■ **Your instructions**
Omit all images. Write out the rest of the material exactly.

+ + + + +

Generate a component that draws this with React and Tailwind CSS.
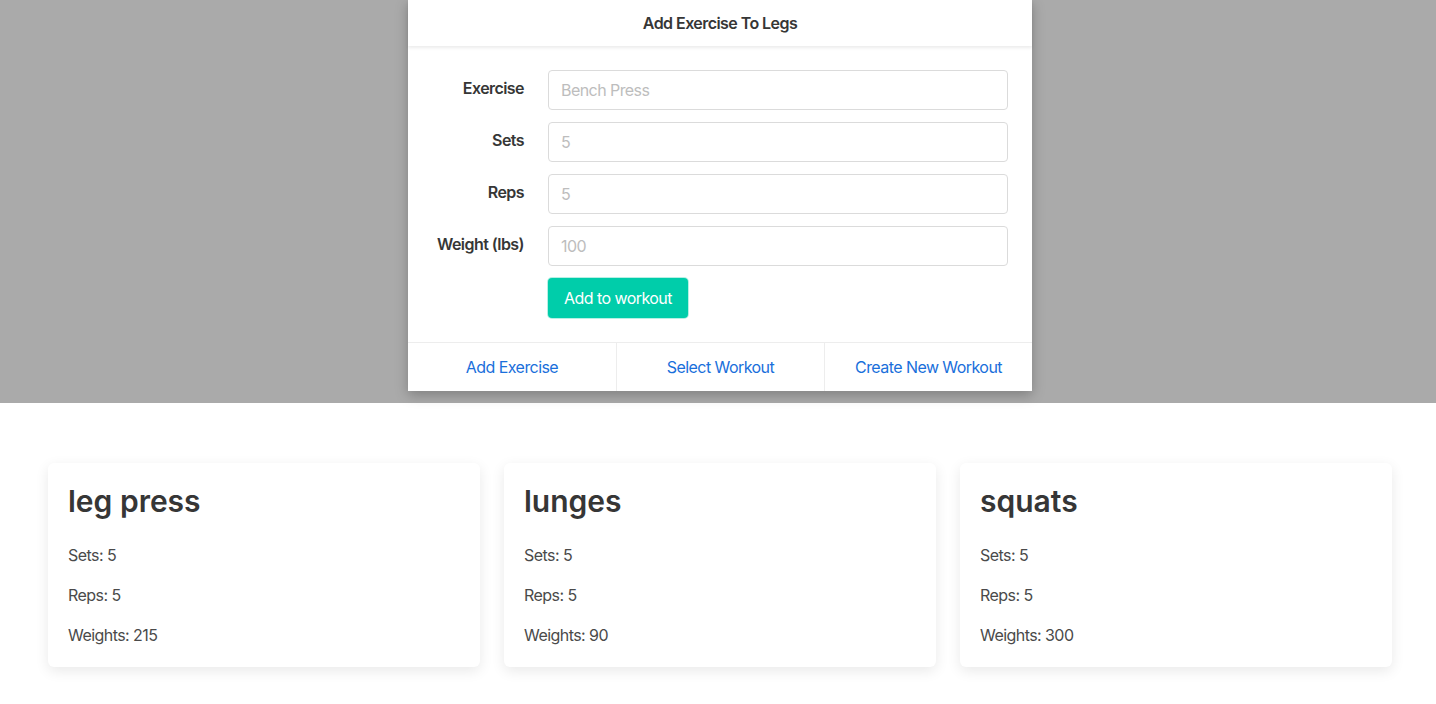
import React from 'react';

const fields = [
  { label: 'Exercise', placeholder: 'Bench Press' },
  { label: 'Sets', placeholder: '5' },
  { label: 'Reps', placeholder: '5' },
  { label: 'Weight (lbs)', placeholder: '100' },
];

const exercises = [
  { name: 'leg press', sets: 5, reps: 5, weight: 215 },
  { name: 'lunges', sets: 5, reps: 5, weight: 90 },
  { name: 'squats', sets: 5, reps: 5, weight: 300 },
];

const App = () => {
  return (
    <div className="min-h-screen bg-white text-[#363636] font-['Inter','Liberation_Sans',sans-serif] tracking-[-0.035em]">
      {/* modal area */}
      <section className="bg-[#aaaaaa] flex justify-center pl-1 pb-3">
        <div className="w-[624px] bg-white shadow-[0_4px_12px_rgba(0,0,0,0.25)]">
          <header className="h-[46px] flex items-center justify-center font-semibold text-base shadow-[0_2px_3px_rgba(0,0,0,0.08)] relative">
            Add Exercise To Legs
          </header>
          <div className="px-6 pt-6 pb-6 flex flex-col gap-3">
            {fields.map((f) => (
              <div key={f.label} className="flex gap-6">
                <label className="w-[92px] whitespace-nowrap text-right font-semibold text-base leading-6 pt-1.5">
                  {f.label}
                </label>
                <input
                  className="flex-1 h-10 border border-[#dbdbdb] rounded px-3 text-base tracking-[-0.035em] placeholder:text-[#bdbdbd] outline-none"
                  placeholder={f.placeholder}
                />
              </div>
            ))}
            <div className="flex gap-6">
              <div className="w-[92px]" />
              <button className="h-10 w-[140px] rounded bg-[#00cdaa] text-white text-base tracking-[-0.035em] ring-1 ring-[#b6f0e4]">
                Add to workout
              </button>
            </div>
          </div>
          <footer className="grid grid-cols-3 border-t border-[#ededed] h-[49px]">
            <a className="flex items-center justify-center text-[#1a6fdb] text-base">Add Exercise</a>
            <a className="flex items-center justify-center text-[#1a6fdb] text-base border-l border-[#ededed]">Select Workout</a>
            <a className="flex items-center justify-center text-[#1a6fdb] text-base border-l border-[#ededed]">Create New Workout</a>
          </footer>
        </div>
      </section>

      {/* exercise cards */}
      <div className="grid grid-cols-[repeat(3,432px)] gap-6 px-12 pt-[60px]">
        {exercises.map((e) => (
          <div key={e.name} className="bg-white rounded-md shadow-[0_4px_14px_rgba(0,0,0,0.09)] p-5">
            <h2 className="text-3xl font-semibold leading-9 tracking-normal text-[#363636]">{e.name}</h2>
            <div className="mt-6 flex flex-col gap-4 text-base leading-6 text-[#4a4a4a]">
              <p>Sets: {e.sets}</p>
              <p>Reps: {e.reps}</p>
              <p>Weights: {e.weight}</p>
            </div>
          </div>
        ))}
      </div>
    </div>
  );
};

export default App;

+ + + + +

■ **Solution to this exercise**
Generate a component that draws this with React and Tailwind CSS.
import React from 'react';

const fields = [
  { label: 'Exercise', placeholder: 'Bench Press' },
  { label: 'Sets', placeholder: '5' },
  { label: 'Reps', placeholder: '5' },
  { label: 'Weight (lbs)', placeholder: '100' },
];

const exercises = [
  { name: 'leg press', sets: 5, reps: 5, weight: 215 },
  { name: 'lunges', sets: 5, reps: 5, weight: 90 },
  { name: 'squats', sets: 5, reps: 5, weight: 300 },
];

const App = () => {
  return (
    <div className="min-h-screen bg-white text-[#363636] font-['Inter','Liberation_Sans',sans-serif] tracking-[-0.035em]">
      {/* modal area */}
      <section className="bg-[#aaaaaa] flex justify-center pl-1 pb-3">
        <div className="w-[624px] bg-white shadow-[0_4px_12px_rgba(0,0,0,0.25)]">
          <header className="h-[46px] flex items-center justify-center font-semibold text-base shadow-[0_2px_3px_rgba(0,0,0,0.08)] relative">
            Add Exercise To Legs
          </header>
          <div className="px-6 pt-6 pb-6 flex flex-col gap-3">
            {fields.map((f) => (
              <div key={f.label} className="flex gap-6">
                <label className="w-[92px] whitespace-nowrap text-right font-semibold text-base leading-6 pt-1.5">
                  {f.label}
                </label>
                <input
                  className="flex-1 h-10 border border-[#dbdbdb] rounded px-3 text-base tracking-[-0.035em] placeholder:text-[#bdbdbd] outline-none"
                  placeholder={f.placeholder}
                />
              </div>
            ))}
            <div className="flex gap-6">
              <div className="w-[92px]" />
              <button className="h-10 w-[140px] rounded bg-[#00cdaa] text-white text-base tracking-[-0.035em] ring-1 ring-[#b6f0e4]">
                Add to workout
              </button>
            </div>
          </div>
          <footer className="grid grid-cols-3 border-t border-[#ededed] h-[49px]">
            <a className="flex items-center justify-center text-[#1a6fdb] text-base">Add Exercise</a>
            <a className="flex items-center justify-center text-[#1a6fdb] text-base border-l border-[#ededed]">Select Workout</a>
            <a className="flex items-center justify-center text-[#1a6fdb] text-base border-l border-[#ededed]">Create New Workout</a>
          </footer>
        </div>
      </section>

      {/* exercise cards */}
      <div className="grid grid-cols-[repeat(3,432px)] gap-6 px-12 pt-[60px]">
        {exercises.map((e) => (
          <div key={e.name} className="bg-white rounded-md shadow-[0_4px_14px_rgba(0,0,0,0.09)] p-5">
            <h2 className="text-3xl font-semibold leading-9 tracking-normal text-[#363636]">{e.name}</h2>
            <div className="mt-6 flex flex-col gap-4 text-base leading-6 text-[#4a4a4a]">
              <p>Sets: {e.sets}</p>
              <p>Reps: {e.reps}</p>
              <p>Weights: {e.weight}</p>
            </div>
          </div>
        ))}
      </div>
    </div>
  );
};

export default App;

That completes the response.